Z-Wave binding queue "stuck" during startup

apica · November 2, 2020, 9:08am

Hi,

I’m having problems with an installation of 105 Things (82 real Zwave nodes, 15 of them battery powered). There are no “ghost” nodes in the Z-Wave chip, so the installation should be clean.

The problem is that after a reboot of OH, sometimes the installation works well (after leaving ~15min to setup) but sometimes the zwave queue gets filled and is never flushed even though I do not send any commands from OH during this period. Here is the zwave.log of different startups.

I found a similar post were the solution seems to use less zwave devices, so it seems that I reached “the limit” of the binding somehow.

Is that true? Is the only possible solution to split the installation into different Zwave nets? It seems strange that the queue is not “processed” by the binding eventually.

Thank you

5iver · November 2, 2020, 10:50am

Try disabling the daily network heal (found in the controller Thing configuration). There are several topics discussing this in the forum.

apica · November 2, 2020, 10:54am

Hi!

The healing is already disabled to try to minimize the communications. All you see in the log is the “startup” of the binding: Pinging the devices when OH starts to check if they are alive and getting its latest value. This “initial process” cannot be disabled as far as I know.

Thank you

mhilbush · November 2, 2020, 3:22pm

You probably should post a complete debug log showing the entire process from binding startup until it gets stuck. If the log is too big, put on a sharing service and post a link to it.

apica · November 2, 2020, 4:12pm

Hi Mark,

The log is attached in the original post > Here is the zwave.log of different startups. Is that what you mean?

Thank you

mhilbush · November 2, 2020, 5:13pm

Sorry, I missed that. I took a pretty quick look, and I didn’t see anything obvious. So it’s likely @chris will need to look at it.

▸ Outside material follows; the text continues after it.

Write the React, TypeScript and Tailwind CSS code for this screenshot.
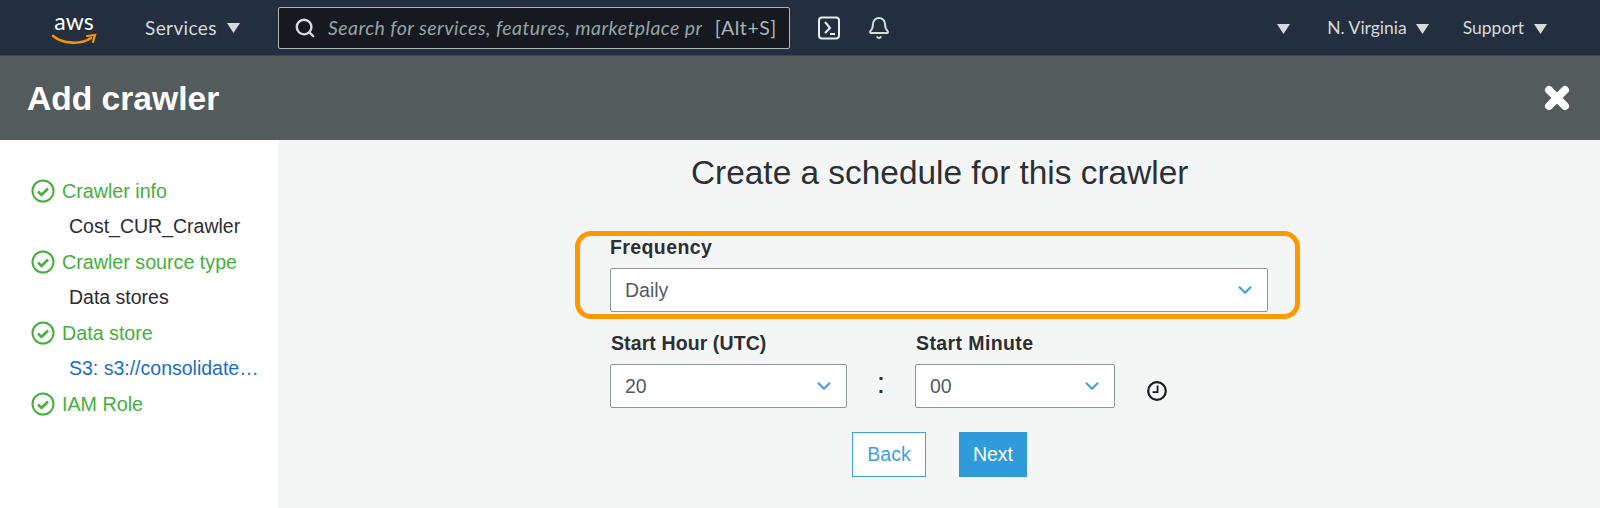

One thing I did notice, however… The log file doesn’t go all the way back to the binding startup. My guess is that @chris will want to see the log all the way back to the startup of the binding.

I’m not sure if this is relevant, but this timeout message occurred pretty early on and pretty often (1537 occurrences to be exact). So it might be interesting to see what was going on before that first one occurred. My network is not quite as big as yours (74 nodes), but I never see that particular timeout message (i.e. Timeout at state WAIT_RESPONSE) in my logs.

2020-11-01 20:11:04.799 [DEBUG] [ocol.ZWaveTransactionManager$ZWaveTransactionTimer] - NODE 255: TID 16: Timeout at state WAIT_RESPONSE. 3 retries remaining.
2020-11-01 20:11:05.407 [DEBUG] [ocol.ZWaveTransactionManager$ZWaveTransactionTimer] - TID 16: Transaction is current transaction, so clearing!!!!!
2020-11-01 20:11:05.408 [DEBUG] [b.binding.zwave.internal.protocol.ZWaveTransaction] - TID 16: Transaction CANCELLED
2020-11-01 20:11:05.408 [DEBUG] [ng.zwave.internal.protocol.ZWaveTransactionManager] - NODE 255: notifyTransactionResponse TID:16 CANCELLED

Sorry I wasn’t able to offer more help.

5iver · November 3, 2020, 5:06am

If you have had the heal turned off for a while, try manually healing the mains powered devices. I also suggest power cycling every mains poiwered device (flipping the breaker works) and checking the batteries in every battery powered device. The use of a Z-Wave sniffer would help in troubleshooting further. I had a similar issue that I was able to resolve with a sniffer, which basically showed that some of my devices needed a heal.